Part 1 · The Trust Problem

Verifying Agent Work · ~7 min

The Verification Ledger

Prose claims are unfalsifiable. Turn every check into a row — tool, command, exit code — and the evidence becomes a query, not a sentence you have to trust.

Why this, for you: guardrails (Lesson 2) enforce properties; the ledger makes the agent's account of what it checked auditable. It's how you get from "the agent said the build passed" to "row 14 shows pytest exited 0" — and how you detect a regression the agent introduced versus one already there.

Agent workflows lean on prose assertions: "Build passed.
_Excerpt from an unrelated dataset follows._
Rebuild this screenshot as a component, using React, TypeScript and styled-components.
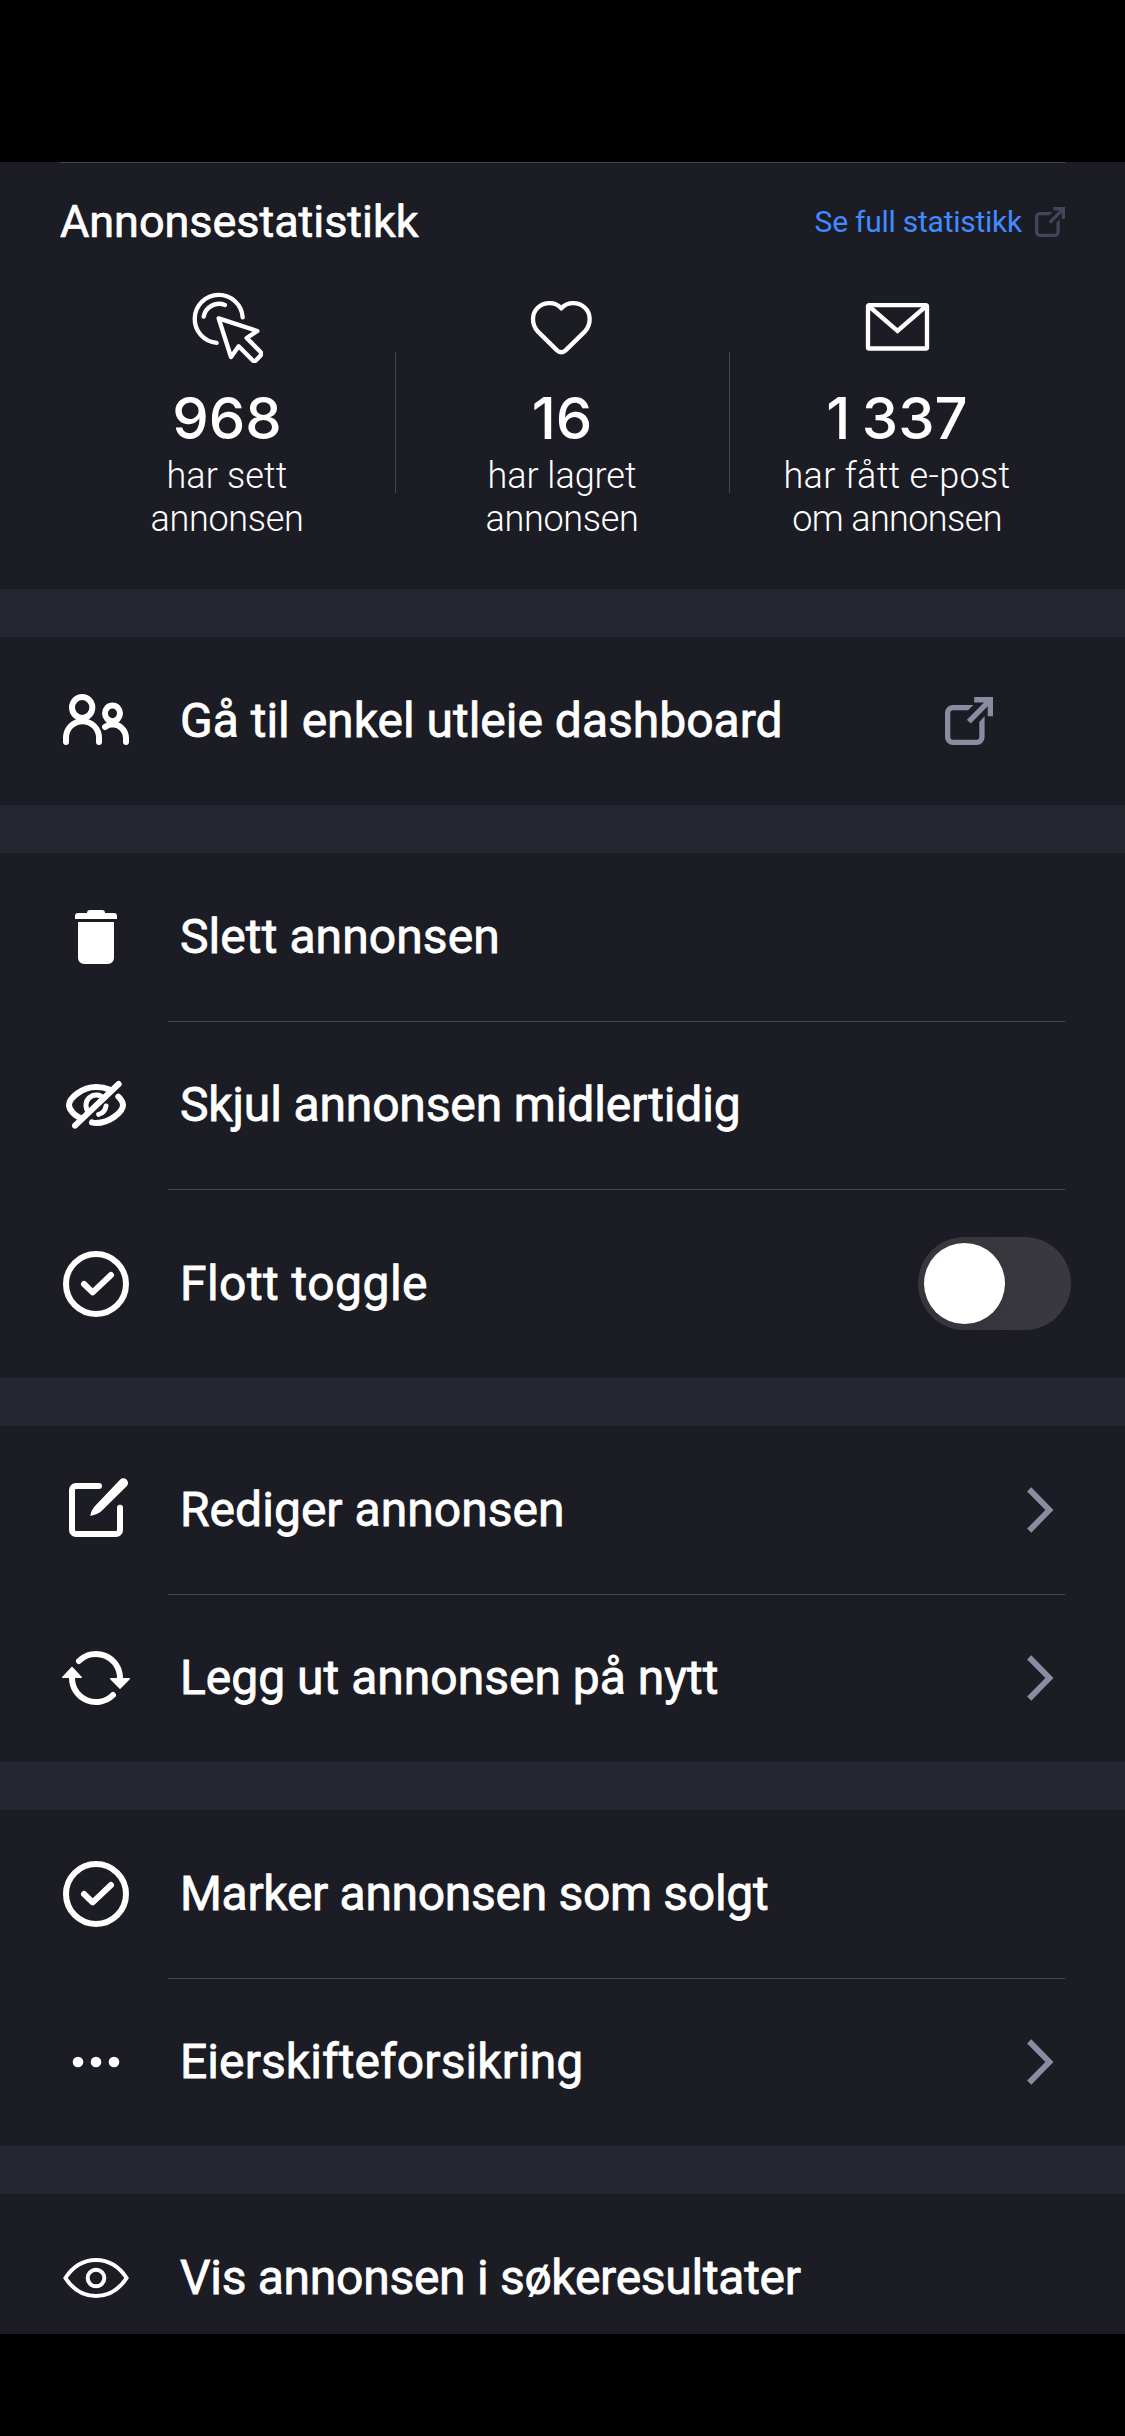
import React from "react";
import styled, { createGlobalStyle } from "styled-components";

const colors = {
  surface: "#1c1c24",
  band: "#262630",
  line: "#44445a",
  muted: "#8b8ca2",
  link: "#3f8bff",
};

const GlobalStyle = createGlobalStyle`
  * { box-sizing: border-box; }
  body { margin: 0; background: #000; }
`;

const Screen = styled.main`
  display: flex;
  flex-direction: column;
  width: 1125px;
  height: 2436px;
  padding: 162px 0 102px;
  overflow: hidden;
  background: #000;
  color: #fff;
  font-family: Roboto, "Liberation Sans", sans-serif;
  font-weight: 400;
`;

const Content = styled.div`
  flex: 1;
  min-height: 0;
  display: flex;
  flex-direction: column;
  gap: 48px;
  overflow: hidden;
  background: ${colors.band};
`;

const Section = styled.section`
  flex: none;
  background: ${colors.surface};
`;

const StatsSection = styled(Section)`
  height: 427px;
  padding: 0 60px;
`;

const StatsHeader = styled.header`
  display: flex;
  justify-content: space-between;
  align-items: center;
  height: 119px;
  border-top: 1px solid ${colors.line};
`;

const Title = styled.h1`
  margin: 0;
  font-size: 45px;
  line-height: 54px;
  font-weight: 400;
  letter-spacing: -0.05px;
  -webkit-text-stroke: 0.7px currentColor;
`;

const StatsLink = styled.a`
  display: flex;
  align-items: center;
  gap: 13px;
  color: ${colors.link};
  font-size: 30px;
  line-height: 36px;
  letter-spacing: -0.25px;
`;

const StatsGrid = styled.div`
  display: grid;
  grid-template-columns: 336px 334px 335px;
  padding-top: 10px;
`;

const Stat = styled.div`
  display: flex;
  flex-direction: column;
  align-items: center;
  height: 270px;
  padding-right: 2px;
  background: linear-gradient(${colors.line}, ${colors.line}) no-repeat right 61px / 1px 141px;

  &:last-child {
    padding-right: 1px;
    background: none;
  }
`;

const StatIcon = styled.svg`
  display: block;
  width: 72px;
  height: 72px;
`;

const StatValue = styled.strong`
  margin: 20px 0 2px;
  font-family: Inter, Roboto, sans-serif;
  font-size: 58px;
  line-height: 70px;
  font-weight: 500;
  word-spacing: -4px;
`;

const StatLabel = styled.span<{ $spacing: number }>`
  font-size: 36px;
  line-height: 43px;
  font-weight: 300;
  letter-spacing: ${(p) => p.$spacing}px;
`;

const Row = styled.div<{ $tall?: boolean }>`
  display: flex;
  align-items: center;
  height: ${(p) => (p.$tall ? 189 : 168)}px;
  padding: 0 60px;

  & + & {
    background: linear-gradient(${colors.line}, ${colors.line}) no-repeat 168px 0 / 897px 1px;
  }
`;

const RowIcon = styled.svg`
  flex: none;
  width: 72px;
  height: 72px;
  margin-right: 48px;
`;

const RowLabel = styled.span<{ $spacing: number }>`
  flex: 1;
  font-size: 48px;
  line-height: 56px;
  letter-spacing: ${(p) => p.$spacing}px;
  white-space: nowrap;
  -webkit-text-stroke: 0.8px currentColor;
`;

const ExternalGlyph = styled.svg<{ $size: number; $inset?: number }>`
  flex: none;
  width: ${(p) => p.$size}px;
  height: ${(p) => p.$size}px;
  margin-right: ${(p) => p.$inset ?? 0}px;
`;

const ChevronGlyph = styled.svg`
  flex: none;
  width: 30px;
  height: 48px;
  margin-right: 10px;
`;

const Switch = styled.button`
  flex: none;
  display: flex;
  align-items: center;
  width: 153px;
  height: 93px;
  margin-right: -6px;
  padding: 0 6px;
  border: 0;
  border-radius: 47px;
  background: #39383f;
`;

const Knob = styled.span`
  width: 81px;
  height: 81px;
  border-radius: 50%;
  background: #fff;
  box-shadow: 0 6px 18px rgba(0, 0, 0, 0.1);
`;

type StrokeProps = { w?: number; children: React.ReactNode };
const Strokes = ({ w = 18, children }: StrokeProps) => (
  <g fill="none" stroke="#fff" strokeWidth={w} strokeLinecap="round" strokeLinejoin="round">
    {children}
  </g>
);

const External = ({ size, color, inset }: { size: number; color: string; inset?: number }) => (
  <ExternalGlyph $size={size} $inset={inset} viewBox="0 0 48 48" fill={color}>
    <path d="M28.5 8H8a8 8 0 0 0-8 8v24a8 8 0 0 0 8 8h23.6a8 8 0 0 0 8-8V19.3L34.3 25v15a2.7 2.7 0 0 1-2.7 2.7H8A2.7 2.7 0 0 1 5.3 40V16A2.7 2.7 0 0 1 8 13.3h15z" />
    <path d="M29.2 0H48v19.3h-5.3V9.2L25.7 26.6 21.9 22.8 39 5.4h-9.8z" />
  </ExternalGlyph>
);

const Chevron = () => (
  <ChevronGlyph viewBox="0 0 30 48" fill="none" stroke={colors.muted} strokeWidth="5.8">
    <path d="M4.200 3.400 24.400 24 4.200 44.600" strokeLinejoin="miter" />
  </ChevronGlyph>
);

const icons: Record<string, React.ReactNode> = {
  click: (
    <Strokes w={13}>
      <path d="M77 155.500A72 72 0 1 1 155 79" />
      <path d="M38 77A47 47 0 0 1 102 42" />
      <path d="M83 82 199 120 167 141 208 182Q214 188 208 194L196 207Q190 213 184 207L143 166 120 198Z" />
    </Strokes>
  ),
  heart: (
    <Strokes w={13}>
      <path d="M106 52C116 41 127 36.500 141 36.500C170 36.500 191 57 191 84C191 99 186 111 177 121L118 179Q106 189 94 179L35 121C26 111 21 99 21 84C21 57 42 36.500 71 36.500C85 36.500 96 41 106 52Z" />
    </Strokes>
  ),
  mail: (
    <Strokes w={13}>
      <rect x="21" y="42.500" width="177" height="130" rx="4" />
      <path d="M23 45 109.500 120 196 45" strokeLinejoin="miter" />
    </Strokes>
  ),
  people: (
    <Strokes>
      <ellipse cx="66.500" cy="67.500" rx="30.500" ry="31.500" />
      <path d="M18 171V158A49.500 49.500 0 0 1 117 158V171" />
      <ellipse cx="157.500" cy="85" rx="22.500" ry="23.500" />
      <path d="M135 126Q146 118 158 118A41 41 0 0 1 198 158V171" />
    </Strokes>
  ),
  trash: (
    <path
      fill="#fff"
      d="M45 54V45a9 9 0 0 1 9-9H81a9 9 0 0 1 9-9H126a9 9 0 0 1 9 9H162a9 9 0 0 1 9 9V54ZM54 63H162V171a18 18 0 0 1-18 18H72a18 18 0 0 1-18-18Z"
    />
  ),
  hidden: (
    <Strokes>
      <path d="M45 170 176 45" />
      <path d="M150 62C136 56 122 54 108 54C66 54 27 88 27 108C27 122 44 140 62 148" />
      <path d="M175 83C184 92 189 100 189 108C189 128 150 162 108 162C103 162 99 161 96 160" />
      <g strokeWidth="15">
        <path d="M132 88A30 30 0 0 0 86 130" />
        <path d="M138 111A30 30 0 0 1 116 136" />
      </g>
    </Strokes>
  ),
  check: (
    <Strokes>
      <circle cx="108" cy="108" r="90" />
      <path d="M72 108 98 133 153 81" />
    </Strokes>
  ),
  edit: (
    <>
      <Strokes>
        <path d="M117 36H48A12 12 0 0 0 36 48V168A12 12 0 0 0 48 180H168A12 12 0 0 0 180 168V101" />
      </Strokes>
      <path fill="#fff" d="M91 126Q93 109 105 96L180 17A14 14 0 0 1 200 37L124 112Q113 121 91 126Z" />
    </>
  ),
  refresh: (
    <>
      <Strokes>
        <path d="M57 57A72 72 0 0 1 180 108" />
        <path d="M159 159A72 72 0 0 1 36 108" />
      </Strokes>
      <path
        fill="#fff"
        stroke="#fff"
        strokeWidth="4"
        strokeLinejoin="round"
        d="M152 110H208L180 139ZM8 106H64L36 76Z"
      />
    </>
  ),
  dots: (
    <g fill="#fff">
      <circle cx="54" cy="108" r="16" />
      <circle cx="108" cy="108" r="16" />
      <circle cx="162" cy="108" r="16" />
    </g>
  ),
  eye: (
    <Strokes w={12}>
      <path d="M16 108C40 72 72 54 108 54S176 72 200 108C176 144 144 162 108 162S40 144 16 108Z" />
      <circle cx="108" cy="108" r="25" />
    </Strokes>
  ),
};

type StatData = { icon: string; value: string; lines: { text: string; spacing: number }[] };

const stats: StatData[] = [
  {
    icon: "click",
    value: "968",
    lines: [
      { text: "har sett", spacing: 0.14 },
      { text: "annonsen", spacing: -0.33 },
    ],
  },
  {
    icon: "heart",
    value: "16",
    lines: [
      { text: "har lagret", spacing: -0.04 },
      { text: "annonsen", spacing: -0.33 },
    ],
  },
  {
    icon: "mail",
    value: "1 337",
    lines: [
      { text: "har fått e-post", spacing: 0.33 },
      { text: "om annonsen", spacing: -0.61 },
    ],
  },
];

type RowData = { icon: string; label: string; spacing: number; end?: "external" | "switch" | "chevron" };

const groups: RowData[][] = [
  [{ icon: "people", label: "Gå til enkel utleie dashboard", spacing: 0, end: "external" }],
  [
    { icon: "trash", label: "Slett annonsen", spacing: 0.08 },
    { icon: "hidden", label: "Skjul annonsen midlertidig", spacing: -0.15 },
    { icon: "check", label: "Flott toggle", spacing: 0.45, end: "switch" },
  ],
  [
    { icon: "edit", label: "Rediger annonsen", spacing: 0.03, end: "chevron" },
    { icon: "refresh", label: "Legg ut annonsen på nytt", spacing: 0, end: "chevron" },
  ],
  [
    { icon: "check", label: "Marker annonsen som solgt", spacing: -0.31 },
    { icon: "dots", label: "Eierskifteforsikring", spacing: 0.08, end: "chevron" },
  ],
  [{ icon: "eye", label: "Vis annonsen i søkeresultater", spacing: -0.28 }],
];

export default function App() {
  return (
    <Screen>
      <GlobalStyle />
      <Content>
        <StatsSection>
          <StatsHeader>
            <Title>Annonsestatistikk</Title>
            <StatsLink>
              <span>Se full statistikk</span>
              <External size={30} color={colors.line} />
            </StatsLink>
          </StatsHeader>
          <StatsGrid>
            {stats.map((s) => (
              <Stat key={s.value}>
                <StatIcon viewBox="0 0 216 216">{icons[s.icon]}</StatIcon>
                <StatValue>{s.value}</StatValue>
                {s.lines.map((line) => (
                  <StatLabel key={line.text} $spacing={line.spacing}>
                    {line.text}
                  </StatLabel>
                ))}
              </Stat>
            ))}
          </StatsGrid>
        </StatsSection>
        {groups.map((rows) => (
          <Section key={rows[0].label}>
            {rows.map((r) => (
              <Row key={r.label} $tall={r.end === "switch"}>
                <RowIcon viewBox="0 0 216 216">{icons[r.icon]}</RowIcon>
                <RowLabel $spacing={r.spacing}>{r.label}</RowLabel>
                {r.end === "external" && <External size={48} color={colors.muted} inset={72} />}
                {r.end === "chevron" && <Chevron />}
                {r.end === "switch" && (
                  <Switch role="switch" aria-checked={false}>
                    <Knob />
                  </Switch>
                )}
              </Row>
            ))}
          </Section>
        ))}
      </Content>
    </Screen>
  );
}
Tests green. No issues found." These claims are unfalsifiable within the conversation. The agent may hallucinate a pass, skip a step silently, or assert a result without running the tool at all.

1 Every check is a row

A verification ledger records each check as structured data — never prose. The core rule: every verification step is an INSERT with the tool name, command, exit code, and output snippet. The evidence bundle is a SELECT, not agent-written narration.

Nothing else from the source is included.